Capítulo C - A aparição Como dissera o procurador régio à Sr.ª Danglars, Valentine ainda não estava restabelecida.
Quebrada pela fadiga, conservava-se de cama e foi no seu quarto e da boca da Sr.ª de Villefort que tomou conhecimento dos acontecimentos que acabamos de contar, isto é, da fuga de Eugénie e da prisão de Andrea Cavalcanti, ou antes de Benedetto, assim como da acusação de assassínio formulada contra ele.
Mas Valentine estava tão fraca que tais acontecimentos não produziram nela o efeito que talvez tivessem produzido se se encontrasse no seu estado de saúde habitual.
Efectivamente, tudo se resumiu a algumas ideias vagas, a algumas formas imprecisas, ainda por cima misturadas com ideias estranhas e fantasmas fugazes que se lhe formavam no cérebro doente ou lhe passavam diante dos olhos, e em breve até tudo isso se desvaneceu para só lhe deixar dedicar todas as suas energias às sensações pessoais.
Durante o dia, Valentine mantinha ainda consciência da realidade graças à presença de Noirtier, que se fazia conduzir aos aposentos da neta e lá permanecia, vigiando Valentine com o seu olhar paternal. Depois, quando regressava do Palácio da Justiça, era Villefort quem, por sua vez, passava uma hora ou duas com o pai e a filha.
Às seis horas, Villefort retirava-se para o seu gabinete; às oito chegava o Sr. de Avrigny, que trazia pessoalmente a poção nocturna preparada para a jovem; depois, levavam Noirtier.
Uma enfermeira escolhida pelo médico substituía toda a gente e só se retirava quando, por volta das dez ou onze horas, Valentine adormecia.
Quando descia, entregava pessoalmente as chaves do quarto de Valentine ao Sr. de Villefort, de forma que dali em diante só se podia entrar no quarto da doente atravessando os aposentos da Sr.ª de Villefort e o quarto do pequeno Édouard.

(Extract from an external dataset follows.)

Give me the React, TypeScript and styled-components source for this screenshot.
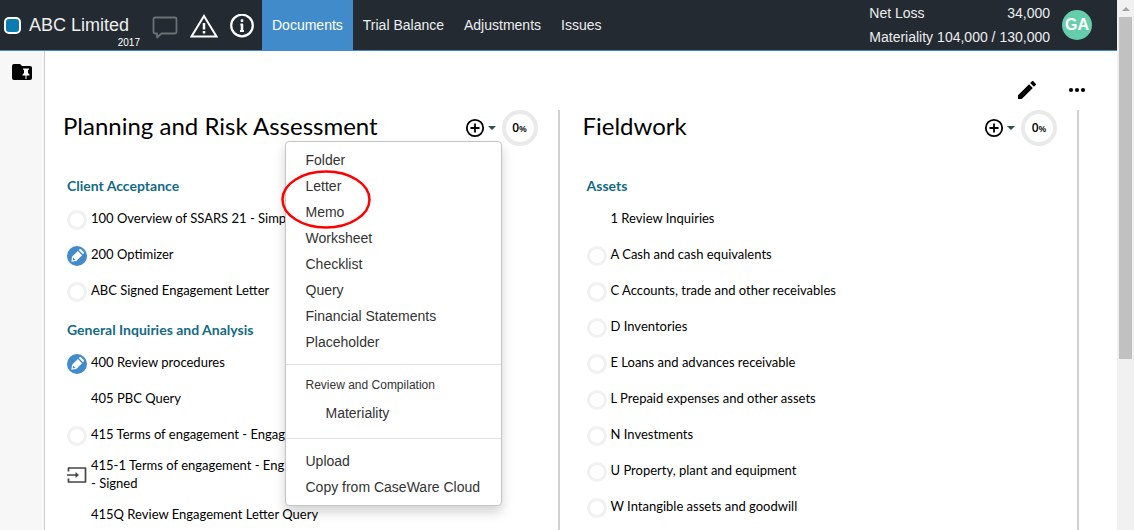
import React from 'react';
import styled, { createGlobalStyle } from 'styled-components';

const GlobalStyle = createGlobalStyle`
  *, *::before, *::after { box-sizing: border-box; }
  body {
    margin: 0;
    background: #fff;
    color: #000;
    font-family: "Liberation Sans", Arial, sans-serif;
    font-size: 14px;
    line-height: 20px;
    overflow: hidden;
  }
  h1, h2, h3, ul, dl, dd, dt, p { margin: 0; padding: 0; }
  ul { list-style: none; }
  a { color: inherit; text-decoration: none; }
  button { font: inherit; color: inherit; background: none; border: 0; padding: 0; cursor: pointer; }
  svg { display: block; }
`;

const Page = styled.div`
  display: flex;
  height: 100vh;
  overflow: hidden;
`;

const Main = styled.div`
  flex: 1;
  min-width: 0;
  display: flex;
  flex-direction: column;
`;

const Header = styled.header`
  display: flex;
  align-items: stretch;
  height: 51px;
  flex-shrink: 0;
  background: #232a32;
  color: #eee;
  border-bottom: 1px solid #428bca;
`;

const Brand = styled.div`
  display: flex;
  align-items: center;
  gap: 8px;
  padding-left: 4px;
`;

const BrandMark = styled.span`
  width: 17px;
  height: 17px;
  border: 2px solid #fff;
  border-radius: 5px;
  background: #0a7cb0;
`;

const BrandText = styled.div`
  display: flex;
  flex-direction: column;
  width: 111px;
  padding-top: 14px;
`;

const BrandName = styled.h1`
  font-size: 18px;
  line-height: 22px;
  font-weight: 400;
  white-space: nowrap;
`;

const BrandYear = styled.span`
  align-self: flex-end;
  font-size: 10px;
  line-height: 14px;
  color: #fff;
`;

const HeaderIcons = styled.div`
  display: flex;
  align-items: center;
  gap: 12px;
  padding: 2px 8px 0 12px;
`;

const HeaderIcon = styled.button`
  display: flex;
`;

const Nav = styled.nav`
  display: flex;
`;

const NavLink = styled.a<{ $active?: boolean }>`
  display: flex;
  align-items: center;
  padding: 0 10px;
  color: ${(p) => (p.$active ? '#fff' : '#eee')};
  background: ${(p) => (p.$active ? '#428bca' : 'transparent')};
`;

const Totals = styled.dl`
  display: grid;
  grid-template-columns: auto auto;
  align-content: center;
  column-gap: 4px;
  margin-left: auto;
  line-height: 24px;

  dd { text-align: right; }
`;

const Avatar = styled.button`
  align-self: center;
  width: 30px;
  height: 30px;
  margin: 0 25px 0 12px;
  border-radius: 50%;
  background: #66cdaa;
  color: #fff;
  font-size: 16px;
  font-weight: 700;
`;

const Body = styled.div`
  flex: 1;
  min-height: 0;
  display: flex;
`;

const Sidebar = styled.aside`
  width: 45px;
  flex-shrink: 0;
  display: flex;
  flex-direction: column;
  align-items: center;
  padding-top: 13px;
  background: #f7f7f7;
  border-right: 1px solid #ccc;
`;

const Content = styled.main`
  flex: 1;
  min-width: 0;
  display: flex;
  flex-direction: column;
`;

const Toolbar = styled.div`
  display: flex;
  justify-content: flex-end;
  align-items: center;
  gap: 32px;
  height: 59px;
  flex-shrink: 0;
  padding: 18px 31px 0 0;
`;

const Columns = styled.div`
  flex: 1;
  display: grid;
  grid-template-columns: repeat(2, minmax(0, 1fr));
  column-gap: 5px;
  padding-right: 38px;
  font-family: Lato, "Open Sans", sans-serif;
`;

const Column = styled.section`
  border-right: 2px solid #d0d0d0;
`;

const ColumnHead = styled.div`
  display: flex;
  align-items: center;
  height: 36px;
  margin-bottom: 19px;
  padding: 0 20px 0 18px;
`;

const ColumnTitle = styled.h2`
  flex: 1;
  padding-bottom: 4px;
  font-size: 24px;
  line-height: 32px;
  font-weight: 400;
`;

const AddWrap = styled.div`
  position: relative;
`;

const AddButton = styled.button`
  display: flex;
  align-items: center;
  gap: 3px;
  padding-right: 6px;
`;

const Progress = styled.span`
  display: flex;
  align-items: center;
  justify-content: center;
  width: 36px;
  height: 36px;
  border: 4px solid #eaeaea;
  border-radius: 50%;
  font-family: "Open Sans", sans-serif;
  font-size: 12px;
  font-weight: 600;

  small { font-size: 9px; padding-top: 2px; }
`;

const GroupTitle = styled.h3`
  height: 36px;
  padding: 3px 0 0 22px;
  font-size: 14px;
  line-height: 36px;
  font-weight: 700;
  color: #136a85;
`;

const GroupList = styled.ul`
  padding: 0;
`;

const DocRow = styled.li`
  display: flex;
  align-items: center;
  gap: 4px;
  min-height: 36px;
  padding: 3px 0 5px 22px;
  line-height: 18px;
`;

const DocLink = styled.a`
  font-size: 13px;
  white-space: pre-line;
`;

const StatusSlot = styled.span`
  width: 20px;
  height: 20px;
  margin-top: 4px;
`;

const EmptyStatus = styled(StatusSlot)`
  border: 3px solid #f1f1f1;
  border-radius: 50%;
`;

const Menu = styled.div`
  position: absolute;
  z-index: 2;
  top: 23px;
  right: 0;
  width: 217px;
  padding: 5px 0;
  background: #fff;
  border: 1px solid #c4c4c4;
  border-radius: 4px;
  box-shadow: 0 6px 12px rgba(0, 0, 0, 0.18);
  font-family: "Liberation Sans", Arial, sans-serif;
  color: #333;
`;

const MenuItem = styled.button<{ $nested?: boolean }>`
  display: block;
  width: 100%;
  padding: 3px 20px 3px ${(p) => (p.$nested ? 40 : 20)}px;
  text-align: left;
  white-space: nowrap;
`;

const MenuDivider = styled.hr`
  height: 1px;
  margin: 9px 0;
  border: 0;
  background: #e2e2e2;
`;

const MenuHeading = styled.div`
  padding: 0 20px;
  font-size: 12px;
  line-height: 23px;
`;

const MenuGroup = styled.div`
  padding: 3px 0;
`;

const Highlight = styled.svg`
  position: absolute;
  top: 27px;
  left: -5px;
  pointer-events: none;
`;

const ScrollTrack = styled.div`
  width: 17px;
  flex-shrink: 0;
  display: flex;
  flex-direction: column;
  align-items: center;
  background: #f1f1f1;
`;

const ScrollArrow = styled.div`
  display: flex;
  align-items: center;
  height: 17px;
`;

const ScrollThumb = styled.div`
  width: 13px;
  height: 67%;
  max-height: 342px;
  background: #c1c1c1;
`;

const CommentIcon = () => (
  <svg width="26" height="28" viewBox="0 -4 26 28" fill="none" stroke="#6b7075" strokeWidth="1.800" strokeLinejoin="round">
    <path d="M3 1.500h20a1.500 1.500 0 0 1 1.500 1.500v13a1.500 1.500 0 0 1-1.500 1.500H9.500L5 21.500V17.500H3a1.500 1.500 0 0 1-1.500-1.500v-13A1.500 1.500 0 0 1 3 1.500z" />
  </svg>
);

const WarningIcon = () => (
  <svg width="28" height="24" viewBox="0 0 28 24" fill="none" stroke="#fff" strokeWidth="2">
    <path d="M14 2L26.500 22.500H1.500z" />
    <path d="M14 9v6.500M14 17v2.500" strokeWidth="2.500" />
  </svg>
);

const InfoIcon = () => (
  <svg width="24" height="24" viewBox="0 0 24 24" fill="none" stroke="#fff" strokeWidth="2.200">
    <circle cx="12" cy="11.500" r="10.800" />
    <path d="M10.500 10.500h1.500v6.500M12 5.500v2.500M10 17h4" strokeWidth="1.800" />
    <path d="M12 5.500v2.500M12 10v7" strokeWidth="2.500" />
  </svg>
);

const FolderPinIcon = () => (
  <svg width="20" height="16" viewBox="0 0 20 16">
    <path d="M2 0h6l2 2h8a2 2 0 0 1 2 2v10a2 2 0 0 1-2 2H2a2 2 0 0 1-2-2V2a2 2 0 0 1 2-2z" fill="#000" />
    <path d="M11 4.500h6v1.200h-1V9l1.500 1.500v1h-3V15h-1v-3.500h-3v-1L12 9V5.700h-1z" fill="#fff" />
  </svg>
);

const PencilIcon = () => (
  <svg width="18" height="18" viewBox="3 3 18 18" fill="#000">
    <path d="M3 17.250V21h3.750L17.810 9.940l-3.750-3.750L3 17.250zM20.710 7.040a1 1 0 0 0 0-1.410l-2.340-2.340a1 1 0 0 0-1.410 0l-1.830 1.830 3.750 3.750 1.830-1.830z" />
  </svg>
);

const DotsIcon = () => (
  <svg width="18" height="6" viewBox="0 0 18 6" fill="#000">
    <circle cx="3" cy="3" r="2.100" />
    <circle cx="9" cy="3" r="2.100" />
    <circle cx="15" cy="3" r="2.100" />
  </svg>
);

const PlusIcon = () => (
  <svg width="20" height="20" viewBox="0 0 20 20" fill="none" stroke="#000" strokeWidth="1.800">
    <circle cx="10" cy="10" r="8.200" />
    <path d="M10 5.500v9M5.500 10h9" />
  </svg>
);

const CaretIcon = () => (
  <svg width="8" height="4" viewBox="0 0 8 4" fill="#2f4f4f">
    <path d="M0 0h8L4 4z" />
  </svg>
);

const EditedIcon = () => (
  <svg width="20" height="20" viewBox="0 0 20 20">
    <circle cx="10" cy="10" r="10" fill="#428bca" />
    <g transform="rotate(45 10 10)">
      <path d="M8 2.500h4a1 1 0 0 1 1 1V4.500H7V3.500a1 1 0 0 1 1-1zM7 5.800h6V14l-3 4-3-4z" fill="#fff" />
      <path d="M8.300 13.800h3.400L10 16z" fill="#428bca" />
    </g>
  </svg>
);

const ImportIcon = () => (
  <svg width="20" height="18" viewBox="0 0 20 18" fill="none" stroke="#444" strokeWidth="1.700" strokeLinejoin="round">
    <path d="M1.500 5.500V2h17v14h-17v-3.500M0 9h10" />
    <path d="M8.500 6l3.500 3-3.500 3z" fill="#444" stroke="none" />
  </svg>
);

type Status = 'empty' | 'edited' | 'import' | 'none';
type Doc = { name: string; status: Status };
type Group = { title: string; docs: Doc[] };

const planning: Group[] = [
  {
    title: 'Client Acceptance',
    docs: [
      { name: '100 Overview of SSARS 21 - Simp', status: 'empty' },
      { name: '200 Optimizer', status: 'edited' },
      { name: 'ABC Signed Engagement Letter', status: 'empty' },
    ],
  },
  {
    title: 'General Inquiries and Analysis',
    docs: [
      { name: '400 Review procedures', status: 'edited' },
      { name: '405 PBC Query', status: 'none' },
      { name: '415 Terms of engagement - Engag', status: 'empty' },
      { name: '415-1 Terms of engagement - Eng\n- Signed', status: 'import' },
      { name: '415Q Review Engagement Letter Query', status: 'none' },
    ],
  },
];

const fieldwork: Group[] = [
  {
    title: 'Assets',
    docs: [
      { name: '1 Review Inquiries', status: 'none' },
      { name: 'A Cash and cash equivalents', status: 'empty' },
      { name: 'C Accounts, trade and other receivables', status: 'empty' },
      { name: 'D Inventories', status: 'empty' },
      { name: 'E Loans and advances receivable', status: 'empty' },
      { name: 'L Prepaid expenses and other assets', status: 'empty' },
      { name: 'N Investments', status: 'empty' },
      { name: 'U Property, plant and equipment', status: 'empty' },
      { name: 'W Intangible assets and goodwill', status: 'empty' },
    ],
  },
];

const documentTypes = ['Folder', 'Letter', 'Memo', 'Worksheet', 'Checklist', 'Query', 'Financial Statements', 'Placeholder'];

const StatusMark = ({ status }: { status: Status }) => {
  if (status === 'empty') return <EmptyStatus />;
  if (status === 'edited') return <StatusSlot><EditedIcon /></StatusSlot>;
  if (status === 'import') return <StatusSlot><ImportIcon /></StatusSlot>;
  return <StatusSlot />;
};

const AddMenu = () => (
  <Menu>
    {documentTypes.map((t) => <MenuItem key={t} type="button">{t}</MenuItem>)}
    <MenuDivider />
    <MenuHeading>Review and Compilation</MenuHeading>
    <MenuGroup>
      <MenuItem type="button" $nested>Materiality</MenuItem>
    </MenuGroup>
    <MenuDivider />
    <MenuItem type="button">Upload</MenuItem>
    <MenuItem type="button">Copy from CaseWare Cloud</MenuItem>
    <Highlight width="90" height="60" viewBox="0 0 90 60" fill="none" stroke="#f00" strokeWidth="2.500">
      <ellipse cx="45" cy="30.500" rx="43.500" ry="28" />
    </Highlight>
  </Menu>
);

const Phase = ({ title, groups, menuOpen }: { title: string; groups: Group[]; menuOpen?: boolean }) => (
  <Column>
    <ColumnHead>
      <ColumnTitle>{title}</ColumnTitle>
      <AddWrap>
        <AddButton type="button" aria-label={`Add to ${title}`}>
          <PlusIcon />
          <CaretIcon />
        </AddButton>
        {menuOpen && <AddMenu />}
      </AddWrap>
      <Progress>0<small>%</small></Progress>
    </ColumnHead>
    {groups.map((g) => (
      <React.Fragment key={g.title}>
        <GroupTitle>{g.title}</GroupTitle>
        <GroupList>
          {g.docs.map((d) => (
            <DocRow key={d.name}>
              <StatusMark status={d.status} />
              <DocLink href="#">{d.name}</DocLink>
            </DocRow>
          ))}
        </GroupList>
      </React.Fragment>
    ))}
  </Column>
);

export default function App() {
  return (
    <Page>
      <GlobalStyle />
      <Main>
        <Header>
          <Brand>
            <BrandMark />
            <BrandText>
              <BrandName>ABC Limited</BrandName>
              <BrandYear>2017</BrandYear>
            </BrandText>
          </Brand>
          <HeaderIcons>
            <HeaderIcon type="button" aria-label="Comments"><CommentIcon /></HeaderIcon>
            <HeaderIcon type="button" aria-label="Warnings"><WarningIcon /></HeaderIcon>
            <HeaderIcon type="button" aria-label="Information"><InfoIcon /></HeaderIcon>
          </HeaderIcons>
          <Nav>
            <NavLink href="#" $active>Documents</NavLink>
            <NavLink href="#">Trial Balance</NavLink>
            <NavLink href="#">Adjustments</NavLink>
            <NavLink href="#">Issues</NavLink>
          </Nav>
          <Totals>
            <dt>Net Loss</dt>
            <dd>34,000</dd>
            <dt>Materiality</dt>
            <dd>104,000 / 130,000</dd>
          </Totals>
          <Avatar type="button">GA</Avatar>
        </Header>
        <Body>
          <Sidebar>
            <button type="button" aria-label="Pinned folders"><FolderPinIcon /></button>
          </Sidebar>
          <Content>
            <Toolbar>
              <button type="button" aria-label="Edit"><PencilIcon /></button>
              <button type="button" aria-label="More"><DotsIcon /></button>
            </Toolbar>
            <Columns>
              <Phase title="Planning and Risk Assessment" groups={planning} menuOpen />
              <Phase title="Fieldwork" groups={fieldwork} />
            </Columns>
          </Content>
        </Body>
      </Main>
      <ScrollTrack>
        <ScrollArrow>
          <svg width="8" height="4" viewBox="0 0 8 4" fill="#a3a3a3"><path d="M4 0l4 4H0z" /></svg>
        </ScrollArrow>
        <ScrollThumb />
      </ScrollTrack>
    </Page>
  );
}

Morrel vinha todas as manhãs aos aposentos de Noirtier saber notícias de Valentine. Mas, coisa extraordinária, parecia de dia para dia menos inquieto.
Em primeiro lugar, apesar de dominada por uma violenta exaltação nervosa, Valentine estava cada vez melhor, depois, não lhe dissera Monte-Cristo, quando correra de cabeça perdida para casa do conde, que se Valentine não morresse dentro de duas horas, estaria salva?

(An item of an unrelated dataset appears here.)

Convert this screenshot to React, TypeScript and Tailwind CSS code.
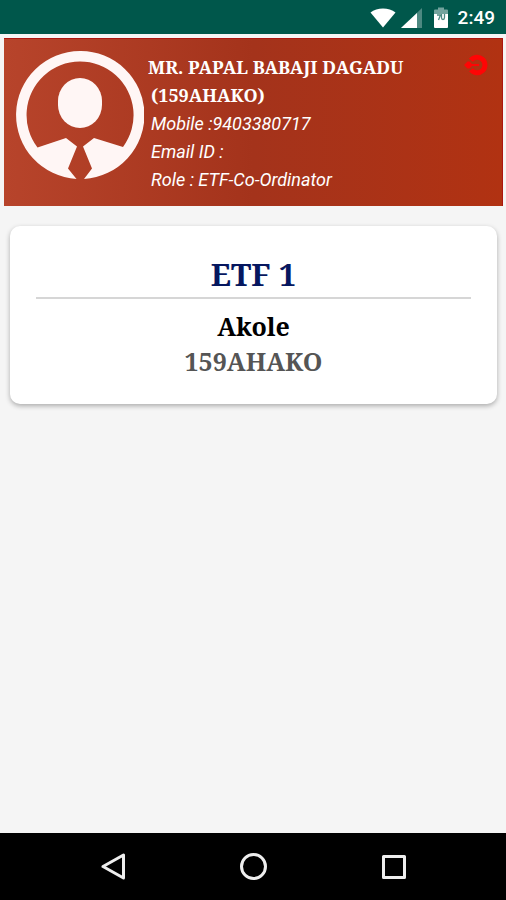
import React from "react";

const serif = "font-['Noto_Serif','Droid_Serif','DejaVu_Serif_Condensed','DejaVu_Serif',serif]";

function StatusBar() {
  return (
    <div className="flex h-[34px] items-center justify-end bg-[#00574b] pr-[11px] pt-[2px] text-white">
      <svg width="26" height="20" viewBox="0 0 26 20" className="mr-[5px]" aria-hidden="true">
        <path d="M0.500 4.500C7 -0.800 19 -0.800 25.500 4.500L13 19.500Z" fill="currentColor" />
      </svg>
      <svg width="22" height="20" viewBox="0 0 22 20" className="mr-[10px]" aria-hidden="true">
        <path d="M21 0V20H0Z" fill="#4d8981" />
        <path d="M16 5V20H0Z" fill="currentColor" />
      </svg>
      <svg width="16" height="22" viewBox="0 0 16 22" className="mr-[9px]" aria-hidden="true">
        <path d="M1 7V3.500Q1 2.500 2 2.500H5V0.500H11V2.500H14Q15 2.500 15 3.500V7Z" fill="#73a39d" />
        <path d="M1 7H15V20Q15 21 14 21H2Q1 21 1 20Z" fill="currentColor" />
        <path d="M4 8H7.500L5.500 13M8.500 7V10.500Q8.500 12.500 10 12.500T11.500 10.500V7" fill="none" stroke="#4d8981" strokeWidth="1.300" />
      </svg>
      <span className="text-[19px] leading-6 font-medium">2:49</span>
    </div>
  );
}

function Avatar() {
  return (
    <svg width="128" height="128" viewBox="0 0 128 128" className="shrink-0 text-[#fff6f5]" role="img" aria-label="Profile">
      <path
        fill="currentColor"
        d="M60.500 127.900A64 64 0 0 1 64 0A64 64 0 0 1 68 127.900L76 117.500L67 95.500L78 87L107 96A53.500 53.500 0 1 0 21.500 96.500L50 87L61 95.500L52 117.500Z"
      />
      <rect x="42" y="27" width="44" height="50" rx="22" ry="23" fill="currentColor" />
    </svg>
  );
}

function ProfileHeader() {
  return (
    <header className="mt-1 mr-[3px] ml-1 flex items-start border-t border-r border-[#ac1510] bg-linear-to-r from-[#b7442b] via-[#a4331b] via-50% to-[#b13212] pt-3 pb-3 pl-3 text-white">
      <Avatar />
      <div className="ml-1 min-w-0 flex-1 pt-[3px] text-lg leading-7">
        <h1 className={`${serif} font-bold -mt-px`}>
          MR. PAPAL BABAJI DAGADU
          <span className="block pl-[3px]">(159AHAKO)</span>
        </h1>
        <div className="pt-px pl-[3px] italic">
          <p>Mobile :9403380717</p>
          <p>Email ID :</p>
          <p>Role : ETF-Co-Ordinator</p>
        </div>
      </div>
      <button type="button" aria-label="Log out" className="mt-[3px] mr-[14px] text-[#ff0505]">
        <svg width="24" height="22" viewBox="0 0 24 22" aria-hidden="true">
          <path d="M7 6.200A7.800 7.800 0 1 1 7 15.800" fill="none" stroke="currentColor" strokeWidth="5" />
          <path d="M0 11L3.500 7.500H5.500L8 10H15V12H8L5.500 14.500H3.500Z" fill="currentColor" />
        </svg>
      </button>
    </header>
  );
}

function TeamCard() {
  return (
    <section className={`${serif} mr-[9px] ml-[10px] mt-5 rounded-[10px] bg-white px-[26px] pt-7 pb-[25px] text-center font-bold shadow-[0_2px_5px_rgba(0,0,0,0.3)]`}>
      <h2 className="border-b-2 border-[#d6d6d6] pb-[3px] text-[31px] leading-10 text-[#06175f]">ETF 1</h2>
      <p className="mt-[10px] text-[25px] leading-[35px] text-black">Akole</p>
      <p className="text-[25px] leading-[35px] text-[#555555]">159AHAKO</p>
    </section>
  );
}

function NavigationBar() {
  return (
    <nav className="mt-auto flex h-[67px] items-center justify-center gap-28 bg-black text-[#eeeeee]">
      <button type="button" aria-label="Back">
        <svg width="28" height="28" viewBox="0 0 28 28" fill="none" stroke="currentColor" strokeWidth="3" strokeLinejoin="round" aria-hidden="true">
          <path d="M24.500 2V25L4 13.500Z" />
        </svg>
      </button>
      <button type="button" aria-label="Home">
        <svg width="28" height="28" viewBox="0 0 28 28" fill="none" stroke="currentColor" strokeWidth="3" aria-hidden="true">
          <circle cx="14.500" cy="13.500" r="12" />
        </svg>
      </button>
      <button type="button" aria-label="Recent apps">
        <svg width="28" height="28" viewBox="0 0 28 28" fill="none" stroke="currentColor" strokeWidth="3" strokeLinejoin="round" aria-hidden="true">
          <path d="M4.500 3.500H25.500V24.500H4.500Z" />
        </svg>
      </button>
    </nav>
  );
}

export default function App() {
  return (
    <div className="flex min-h-screen flex-col bg-[#f5f5f5] font-[Roboto,sans-serif]">
      <StatusBar />
      <ProfileHeader />
      <main>
        <TeamCard />
      </main>
      <NavigationBar />
    </div>
  );
}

Ora, Valentine ainda estava viva e já se tinham passado quatro dias.
A exaltação nervosa a que nos referimos perseguia Valentine até no sono ou, antes, no estado de sonolência que se sucedia à vigília. Era então que, no silêncio da noite e na semi-obscuridade que deixava reinar a lamparina pousada na chaminé, via passar as sombras que povoam o quarto dos doentes e que estimulam a febre com as suas asas frementes.